WHAT NEEDS TO BE DONE —
Extract all lines in the data that contain the word "React".

MATERIAL —
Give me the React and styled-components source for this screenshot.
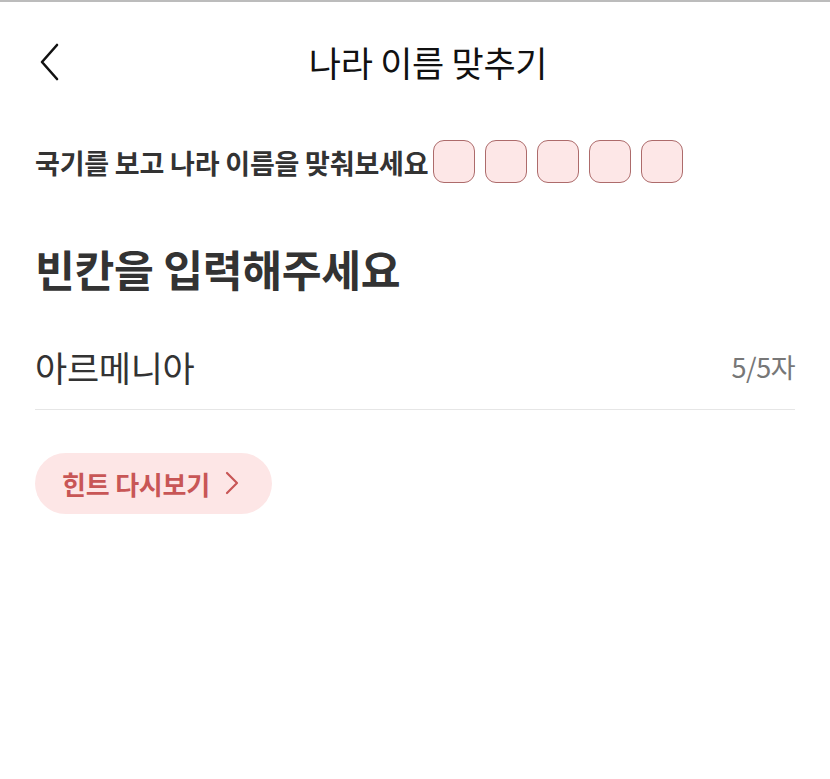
import React, { useState } from "react";
import styled, { createGlobalStyle } from "styled-components";

const GlobalStyle = createGlobalStyle`
  body {
    margin: 0;
    background: #fff;
    font-family: "Noto Sans CJK KR", "Noto Sans", sans-serif;
  }
`;

const Page = styled.div`
  border-top: 2px solid #bcbcbc;
  min-height: 777px;
  background: #fff;
`;

const Header = styled.header`
  display: grid;
  grid-template-columns: 80px 1fr 54px;
  align-items: center;
  height: 120px;
`;

const BackButton = styled.button`
  border: none;
  background: none;
  padding: 0 0 0 38px;
  height: 40px;
  display: flex;
  align-items: center;
  cursor: pointer;
`;

const Title = styled.h1`
  margin: 0;
  text-align: center;
  font-size: 35px;
  font-weight: 400;
  color: #111;
  letter-spacing: -0.3px;
  line-height: 1.2;
`;

const Content = styled.main`
  padding: 16px 35px 0 35px;
`;

const Guide = styled.div`
  display: flex;
  align-items: center;
  gap: 5px;
  height: 50px;
`;

const GuideText = styled.p`
  margin: 0;
  font-size: 27px;
  font-weight: 700;
  color: #333;
  letter-spacing: -0.2px;
  line-height: 1.2;
`;

const Slots = styled.div`
  display: flex;
  gap: 10px;
  margin-top: -4px;
`;

const Slot = styled.div`
  box-sizing: border-box;
  width: 42px;
  height: 43px;
  border: 1.6px solid #ad6b6b;
  border-radius: 11px;
  background: #fde7e7;
`;

const Heading = styled.h2`
  margin: 55px 0 0;
  font-size: 43.3px;
  font-weight: 700;
  color: #333;
  letter-spacing: -0.3px;
  line-height: 1.2;
`;

const Field = styled.label`
  display: flex;
  align-items: center;
  justify-content: space-between;
  margin-top: 51px;
  padding-bottom: 21px;
  border-bottom: 1px solid #e6e6e6;
`;

const Input = styled.input`
  flex: 1;
  min-width: 0;
  border: none;
  outline: none;
  padding: 0;
  height: 42px;
  font-family: inherit;
  font-size: 35px;
  font-weight: 400;
  color: #333;
  background: transparent;
  letter-spacing: -0.3px;
`;

const Counter = styled.span`
  font-size: 27px;
  color: #777;
  letter-spacing: -0.5px;
`;

const HintButton = styled.button`
  display: inline-flex;
  align-items: center;
  gap: 15px;
  margin-top: 43px;
  height: 61px;
  padding: 0 33px 0 27px;
  border: none;
  border-radius: 31px;
  background: #fde6e6;
  color: #c85656;
  font-family: inherit;
  font-size: 26px;
  font-weight: 700;
  letter-spacing: -0.2px;
  cursor: pointer;
`;

const App = () => {
  const [value, setValue] = useState("아르메니아");
  const max = 5;

  return (
    <>
      <GlobalStyle />
      <Page>
        <Header>
          <BackButton aria-label="뒤로">
            <svg width="22" height="38" viewBox="0 0 22 38" fill="none">
              <path d="M19 2 L4 19 L19 36" stroke="#111" strokeWidth="2.6" strokeLinecap="round" strokeLinejoin="round" />
            </svg>
          </BackButton>
          <Title>나라 이름 맞추기</Title>
          <div />
        </Header>
        <Content>
          <Guide>
            <GuideText>국기를 보고 나라 이름을 맞춰보세요</GuideText>
            <Slots>
              {Array.from({ length: max }).map((_, i) => (
                <Slot key={i} />
              ))}
            </Slots>
          </Guide>
          <Heading>빈칸을 입력해주세요</Heading>
          <Field>
            <Input
              value={value}
              maxLength={max}
              onChange={(e) => setValue(e.target.value)}
            />
            <Counter>{value.length}/{max}자</Counter>
          </Field>
          <HintButton>
            힌트 다시보기
            <svg width="14" height="24" viewBox="0 0 14 24" fill="none">
              <path d="M2 2 L12 12 L2 22" stroke="#c85656" strokeWidth="2.2" strokeLinecap="round" strokeLinejoin="round" />
            </svg>
          </HintButton>
        </Content>
      </Page>
    </>
  );
};

export default App;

SOLUTION TO THIS PROBLEM —
Give me the React and styled-components source for this screenshot.
import React, { useState } from "react";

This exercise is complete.